The Customer Is Always Right

  • "Know your customer, know your vision and stick to it. Research your target market and find out what sort of person you see wearing your clothes. What is their age? How much money do they make? What do they do in their leisure time? You can design an amazing and trendy silk mini dress that will look great on a 20-year-old model, but you have to know whether a 20-year-old can afford it. A less expensive material can bring the cost down to cater to a younger customer or lengthening the dress will make it better for a more mature customer with more disposable income."

Design a Plan to Save

  • "Gain as much experience as possible, and save up. Going to a fashion design school is incredibly helpful and important but not always necessary. The best thing you can do to prepare yourself is to work for another clothing company. Even unpaid internships can be invaluable." She said it's difficult to find factories willing to produce a limited number of garments, and when you do find one, the costs for fabric and work can get steep quickly. "The more capital you have stashed away, the better," she advises.

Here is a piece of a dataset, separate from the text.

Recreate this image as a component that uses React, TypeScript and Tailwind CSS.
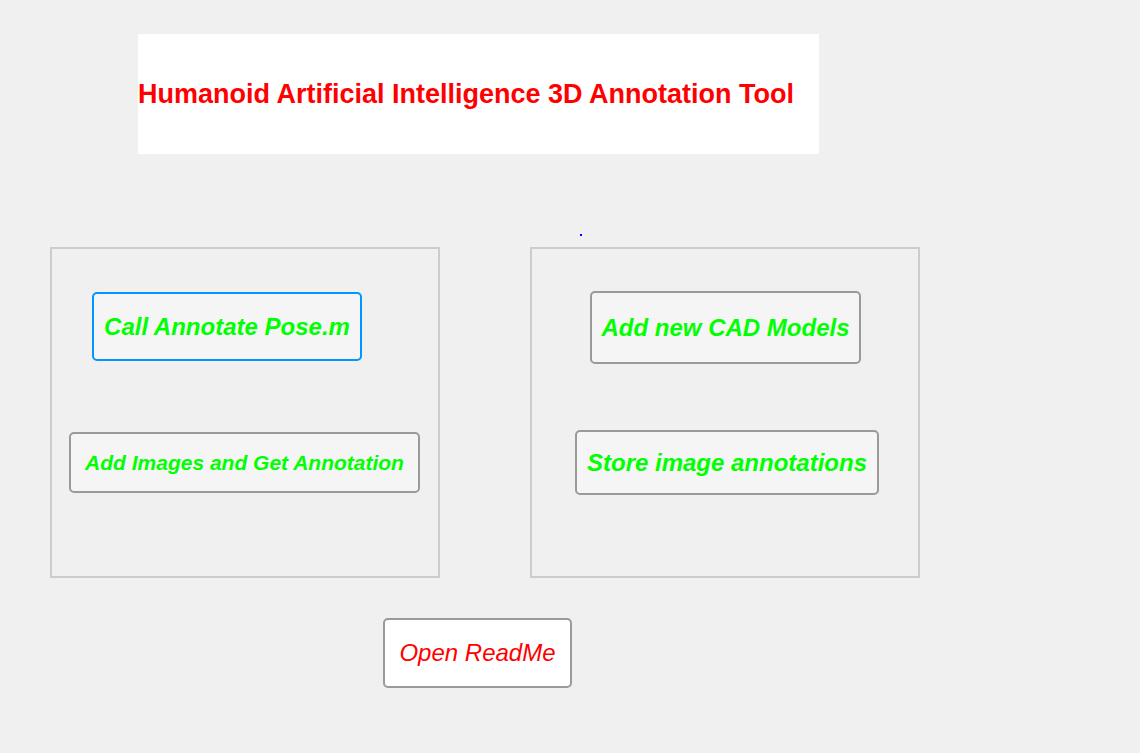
export default function App() {
    return (
        <div className="w-[1140px] h-[753px] bg-[#f0f0f0] overflow-hidden font-['Liberation_Sans',Arial,sans-serif]">
            {/* Title panel */}
            <div className="ml-[138px] mt-[34px] w-[681px] h-[120px] bg-white flex items-center">
                <h1 className="text-[27px] font-bold text-[#ff0000] leading-none whitespace-nowrap">
                    Humanoid Artificial Intelligence 3D Annotation Tool
                </h1>
            </div>

            {/* stray marker */}
            <div className="ml-[580px] mt-[80px] w-[2px] h-[2px] bg-[#0000ff]" />

            <div className="flex ml-[50px] mt-[11px] gap-[90px]">
                {/* Left panel */}
                <div className="w-[390px] h-[331px] border-2 border-[#cccccc] flex flex-col">
                    <button className="ml-[40px] mt-[43px] w-[270px] h-[69px] rounded-[5px] border-2 border-[#0096ff] bg-[#f5f5f5] text-[24px] font-bold italic text-[#00ff00] whitespace-nowrap">
                        Call Annotate Pose.m
                    </button>
                    <button className="ml-[17px] mt-[71px] w-[351px] h-[61px] rounded-[5px] border-2 border-[#9a9a9a] bg-[#f5f5f5] text-[21px] font-bold italic text-[#00ff00] whitespace-nowrap">
                        Add Images and Get Annotation
                    </button>
                </div>

                {/* Right panel */}
                <div className="w-[390px] h-[331px] border-2 border-[#cccccc] flex flex-col">
                    <button className="ml-[58px] mt-[42px] w-[271px] h-[73px] rounded-[5px] border-2 border-[#9a9a9a] bg-[#f5f5f5] text-[24px] font-bold italic text-[#00ff00] whitespace-nowrap">
                        Add new CAD Models
                    </button>
                    <button className="ml-[43px] mt-[66px] w-[304px] h-[65px] rounded-[5px] border-2 border-[#9a9a9a] bg-[#f5f5f5] text-[24px] font-bold italic text-[#00ff00] whitespace-nowrap">
                        Store image annotations
                    </button>
                </div>
            </div>

            <button className="ml-[383px] mt-[40px] w-[189px] h-[70px] rounded-[5px] border-2 border-[#9a9a9a] bg-white text-[24px] italic text-[#ff0000] whitespace-nowrap">
                Open ReadMe
            </button>
        </div>
    );
}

Your Clothes Are Your Life

  • "You have to really be passionate about your vision and about fashion in general. Having your own fashion line can be extremely difficult, expensive, time consuming, unglamorous and stressful. But if you are passionate about your vision and love to see your clothes make someone incredibly happy and beautiful, all the hard work, money, time, stress and tears will be worth it. Designing your own fashion line is certainly not for the faint of heart. Designing clothes is about sharing your vision with the world and helping other people express their individuality through your art form."